I'm looking for a library to find the integral of a given set of random data (rather than a function) in C++ (or C, but preferably C++). There is another question asking about integration in C but the answers discuss more how to integrate a function (I think...). I understand that this can be done simply by calculating the area under the line segment between each pair of points from start to finish, but I'd rather not reinvent the wheel if this has already been done. I apologize in advance if this is a duplicate; I searched pretty extensively to no avail. My math isn't as strong as I'd like it so it's entirely possible I'm using the wrong terminology.

Thanks in advance for any help!

Chris

Edit: In case anybody is interested, I feel like an idiot. Even adding in a bunch of OO abstraction to make my other code easier to use, that was maybe 30 lines of code. This is what 3 years away from any sort of math will do to you...thanks for all of the help!

+2  A: 

Yeah sure, it is that simple. Just sum the areas of the trapezoids formed by the data points you have. You cannot make it more complicated than that. Looking for a library to do it is fairly pointless, you'll just write code to whack the data into the format that the library needs. Calculating it yourself will be less code.

Hans Passant
And he might learn something good about integration in the bargain.
duffymo
+8  A: 

This is trivial. If the points are (x0, y0), (x1, y1), ..., (xN, yN), and the points are ordered so that x0 <= x1 <= ... <= xN, then the integral is

  • y0 * (x1 - x0) + y1 * (x2 - x1) + ...

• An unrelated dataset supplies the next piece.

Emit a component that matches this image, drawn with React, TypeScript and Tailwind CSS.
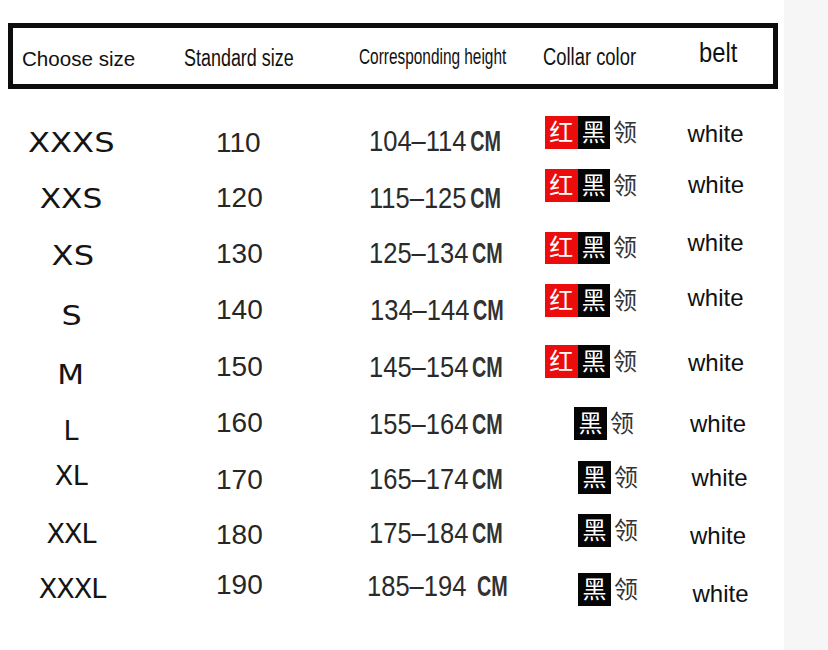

using no interpolation (summing areas of rectangles), and

  • (y0 + y1)/2 * (x1 - x0) + (y1 + y2)/2 * (x2 - x1) + ...

using linear interpolation (summing areas of trapezia).

The problem is especially simple if your data is y0, y1, ..., yN and the corresponding x values are assumed to be 0, 1, ..., N. Then you get

  • y0 + y1 + ...

using no interpolation (summing areas of rectangles), and

  • (y0 + y1)/2 + (y1 + y2)/2 + ...

using linear interpolation (summing areas of trapezia).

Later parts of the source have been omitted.